Sunday, September 12, 2010

Christopher Tuckett on Form Criticism

Christopher Tuckett provides an eighteen-page essay that surveys Birger Gerhardsson's nearly five-decade critique of form criticism as well as some of Gerhardsson's counterproposals regarding the development and transmission of the Jesus tradition in Jesus in Memory: Traditions in Oral and Scribal Perspectives (W. H. Kelber and S. Byrskog, eds.; Waco, TX: Baylor University Press, 2009). Tuckett focuses some attention on the German term Formgeschichte, for which "form criticism" has become the standard English equivalent.
The German compound noun Formgeschichte (combining Form and Geschichte) might be more literally translated as "form history"; certainly the aspect of tracing out the possible history of the development of traditions in the New Testament has always been an integral part of Formgeschichte, at least for many (German) form critics. (27)

In other words, what in German scholarship is a single discipline—Formgeschichte—has been divided into two subdisciplines in English scholarship: form criticism on the one hand and the reconstruction of a tradition's history on the other. Tuckett, however, suggests a different bifurcation:
[P]erhaps we should distinguish carefully between two issues: the use of Jesus traditions in the early church and the origin of Jesus traditions. Both are important issues, but they need to be distinguished and should not be confused. (27–28)

This is certainly a helpful proposal; we cannot suggest that just because Jesus' early followers found a particular tradition useful for their purposes (instruction, apologetics, preaching, worship, etc.) that tradition must have been created by them for those purposes. If we discount every account of Jesus' polemical victory over his opponents (Pharisees, scribes, etc.) as Christian propaganda, we are left with the hypothesis that in the first century some people found Jesus' teaching persuasive even though Jesus never bested his contemporaries in debate, and that these people later created stories of Jesus' persuasive abilities in order to cover up that fact. Immediately after the quote on pp. 27–28, Tuckett refers to the well-known British scholar, T. W. Manson:
We can list these stories in the Gospels. We can label them . . . But a paragraph of Mark is not a penny the better or the worse as historical evidence for being labelled, "Apophthegm" or "Pronouncement Story" or "Paradigm."1



1 T. W. Manson, "The Quest of the Historical Jesus—Continued," in Studies in the Gospels and Epistles (Manchester: Manchester University Press, 1962), 5; quoted in Tuckett, "Form Criticism," 212n. 34.

2 comments:

Alex Dalton said...

If we take the work of the Context Group on challenge & riposte seriously, Jesus would have had to have bested his opponents in public debate to have acquired honor enough for any kind of following.

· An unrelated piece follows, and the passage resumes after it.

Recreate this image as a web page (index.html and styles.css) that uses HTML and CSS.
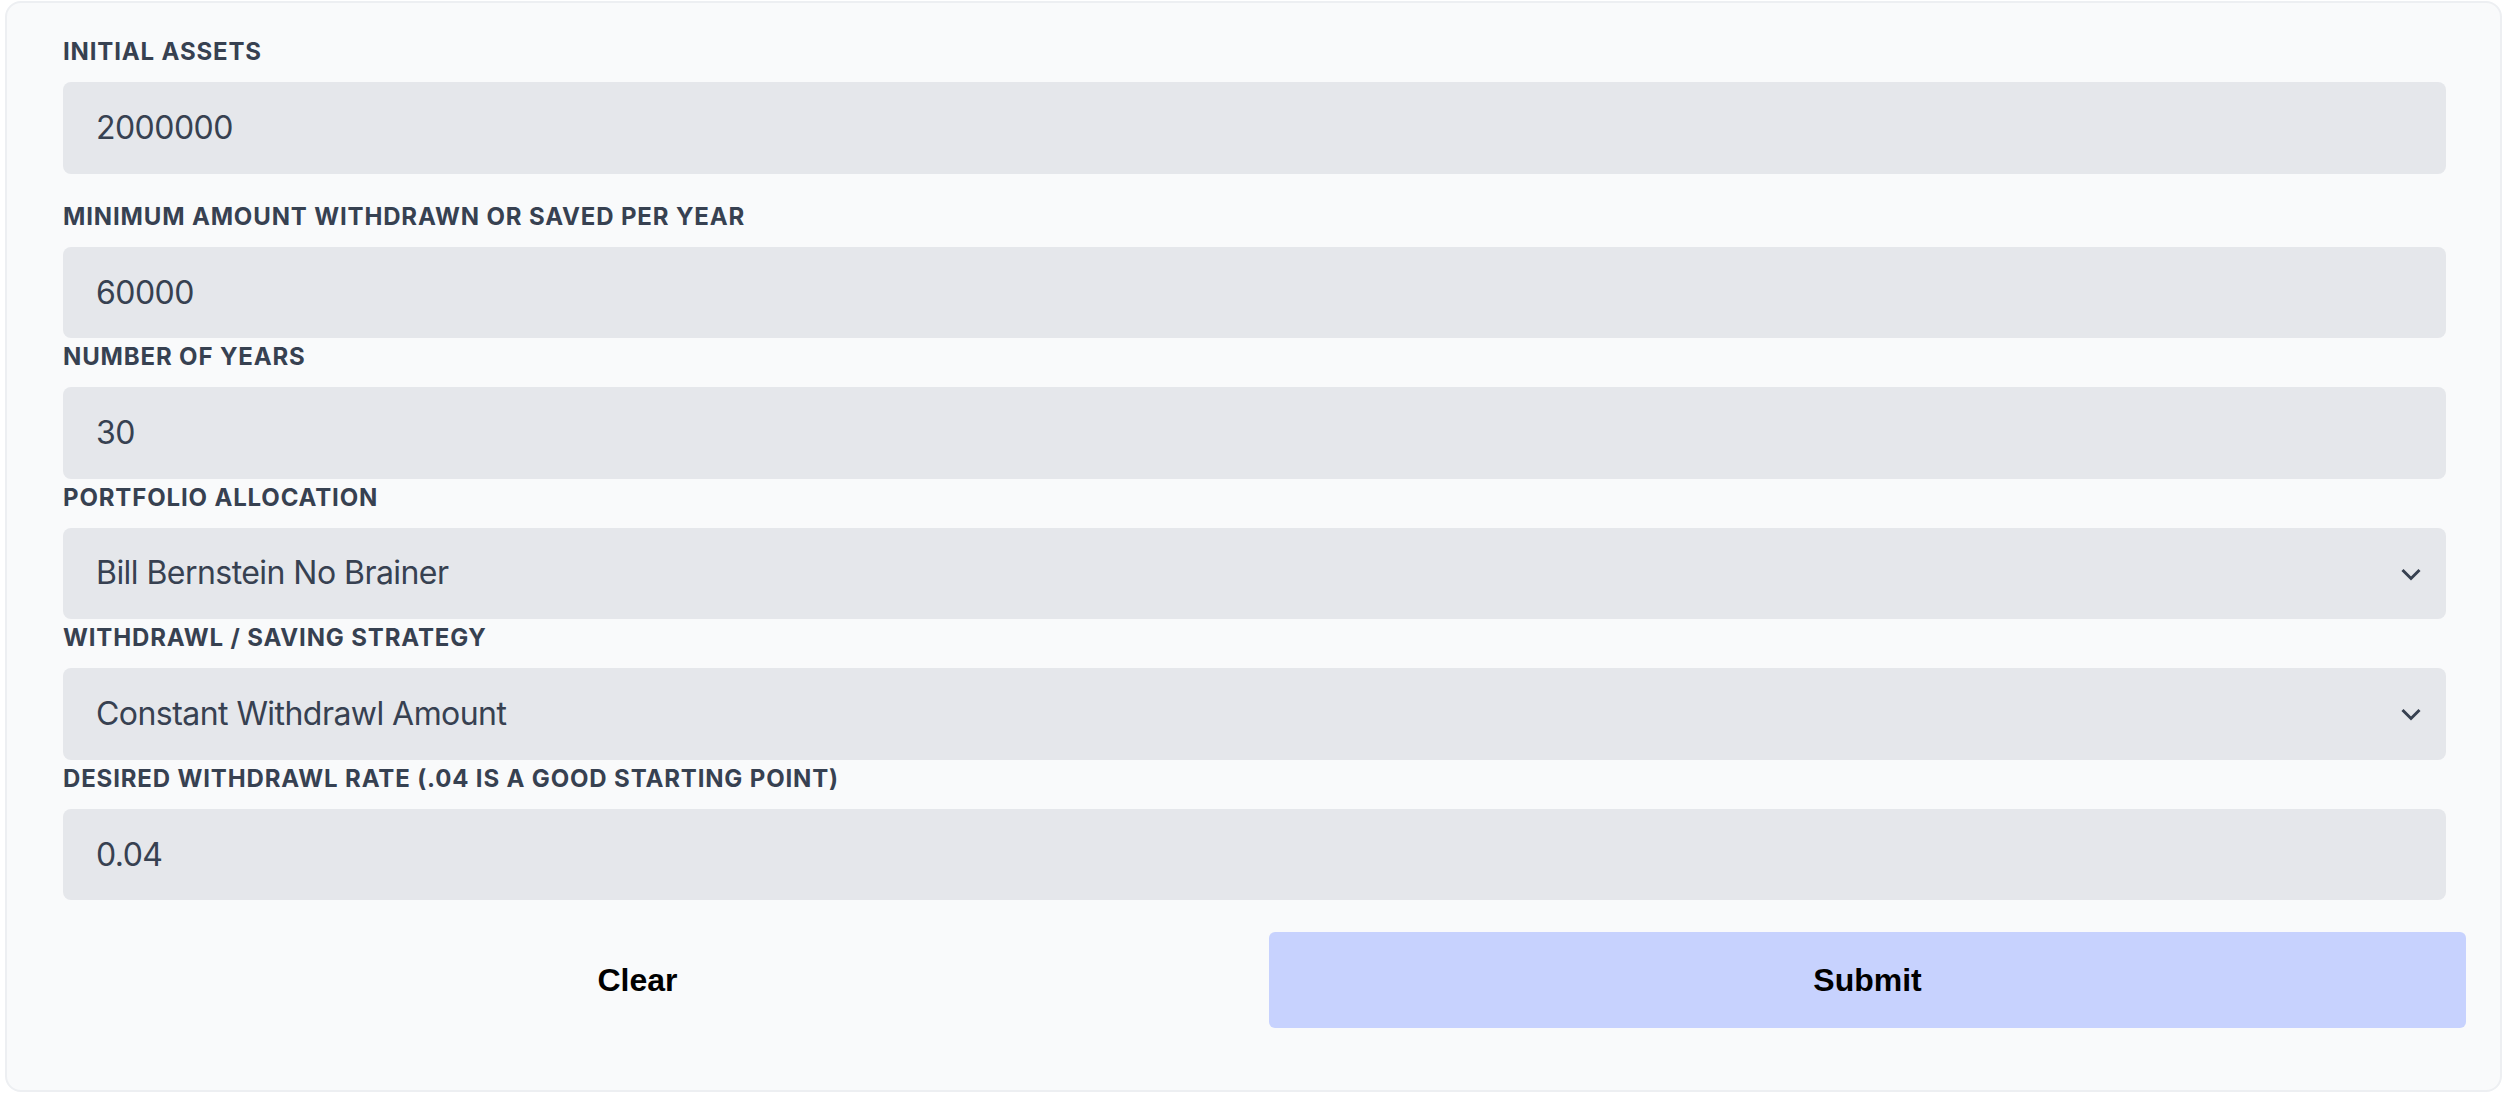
FILE: index.html
```html
<!DOCTYPE html>
<html lang="en">
<head>
<meta charset="utf-8">
<title>Withdrawal Simulator</title>
<link rel="stylesheet" href="styles.css">
</head>
<body>
<form class="card">
  <div class="field field-first">
    <label class="label" for="assets">Initial Assets</label>
    <input class="control" id="assets" type="text" value="2000000">
  </div>
  <div class="field">
    <label class="label" for="minimum">Minimum Amount Withdrawn or Saved Per Year</label>
    <input class="control" id="minimum" type="text" value="60000">
  </div>
  <div class="field">
    <label class="label" for="years">Number of Years</label>
    <input class="control" id="years" type="text" value="30">
  </div>
  <div class="field">
    <label class="label" for="portfolio">Portfolio Allocation</label>
    <div class="select-wrap">
      <select class="control select" id="portfolio">
        <option>Bill Bernstein No Brainer</option>
      </select>
      <svg class="chevron" width="20" height="13" viewBox="0 0 20 13" aria-hidden="true"><path d="M1.5 2 L10 10.5 L18.5 2" fill="none" stroke="#374151" stroke-width="3"/></svg>
    </div>
  </div>
  <div class="field">
    <label class="label" for="strategy">Withdrawl / Saving Strategy</label>
    <div class="select-wrap">
      <select class="control select" id="strategy">
        <option>Constant Withdrawl Amount</option>
      </select>
      <svg class="chevron" width="20" height="13" viewBox="0 0 20 13" aria-hidden="true"><path d="M1.5 2 L10 10.5 L18.5 2" fill="none" stroke="#374151" stroke-width="3"/></svg>
    </div>
  </div>
  <div class="field">
    <label class="label" for="rate">Desired Withdrawl Rate (.04 is a good starting point)</label>
    <input class="control" id="rate" type="text" value="0.04">
  </div>
  <div class="actions">
    <button class="btn btn-clear" type="button">Clear</button>
    <button class="btn btn-submit" type="button">Submit</button>
  </div>
</form>
</body>
</html>
```

FILE: styles.css
```css
html, body {
  background: #ffffff;
}
body {
  margin: 1px 4px 2px 5px;
  font-family: Inter, "Noto Sans", sans-serif;
}
.card {
  box-sizing: border-box;
  height: 1091px;
  border: 2px solid #edeff2;
  border-radius: 16px;
  background: #f9fafb;
  padding: 33px 54px 0 56px;
}
.field {
  display: flex;
  flex-direction: column;
  margin-bottom: 3px;
}
.field-first {
  margin-bottom: 27px;
}
.label {
  display: block;
  font-size: 24px;
  line-height: 32px;
  font-weight: 700;
  letter-spacing: 0.85px;
  text-transform: uppercase;
  color: #374151;
  margin-bottom: 14px;
}
.control {
  box-sizing: border-box;
  display: block;
  width: 100%;
  height: 91.5px;
  margin: 0;
  padding: 0 33px;
  border: 0;
  border-radius: 8px;
  background: #e5e7eb;
  color: #374151;
  font-family: Inter, "Noto Sans", sans-serif;
  font-size: 32px;
  line-height: 48px;
  letter-spacing: -0.55px;
  outline: none;
}
.select-wrap {
  position: relative;
}
.select {
  appearance: none;
  -webkit-appearance: none;
}
.chevron {
  position: absolute;
  right: 25px;
  top: 40px;
  pointer-events: none;
}
.actions {
  display: flex;
  gap: 33px;
  margin: 32px -20px 0 -24px;
}
.btn {
  flex: 1 1 0;
  height: 96px;
  border: 0;
  border-radius: 6px;
  font-family: "Liberation Sans", Arial, sans-serif;
  font-size: 32px;
  font-weight: 700;
  color: #000000;
  cursor: pointer;
}
.btn-clear {
  background: transparent;
}
.btn-submit {
  background: #c7d2fe;
}
```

After all, he did not have a very honorable status by birth. These instances of "saving face" in public would have been some of the most crucial aspects of his ministry, and the sort of thing that his disciples would have been likely to remember and transmit in defense of his honor as well.

Rafael said...

Thanks, Alex (and apologies for the untimeliness of this response).

I am generally not too keen on the context group, for various reasons. In the current instance, notice that we don't really need complicated analyses of honor and shame, challenge and riposte, to arrive at this conclusion. Honor and shame studies might help us understand the dynamics of the specific interactions between Jesus and his contemporaries (at least as those are recorded in the gospels), but I'm not even sure they do that (given the pan-Mediterranean bent of many such analyses).

After all, would Jesus have attracted much of a following in any culture had he not demonstrated himself to be at least somewhat proficient in social interactions and polemics? Is it the emphatic orientation toward honor/shame that makes this demonstration necessary? Even in our own culture, where shame, at least, is perhaps downplayed (relative to the ancient Mediterranean and/or Second Temple Judaism), don't public figures have to demonstrate their rhetorical prowess vis-à-vis their opponents (be they political, ideological, or whatever) in order to gain credibility?

Sadly, the only reason we have to have these kinds of conversations is because earlier generations were willing to dismiss the controversy stories in the gospels in toto as later creations of the church and leave us with a Jesus who never had any problems with anyone and with whom nobody ever had any problems. We still need to take a critical approach to the controversy stories, but nothing justifies thinking Jesus didn't engage his contemporaries and conduct himself sufficiently well that onlookers could convince themselves of Jesus' rhetorical superiority.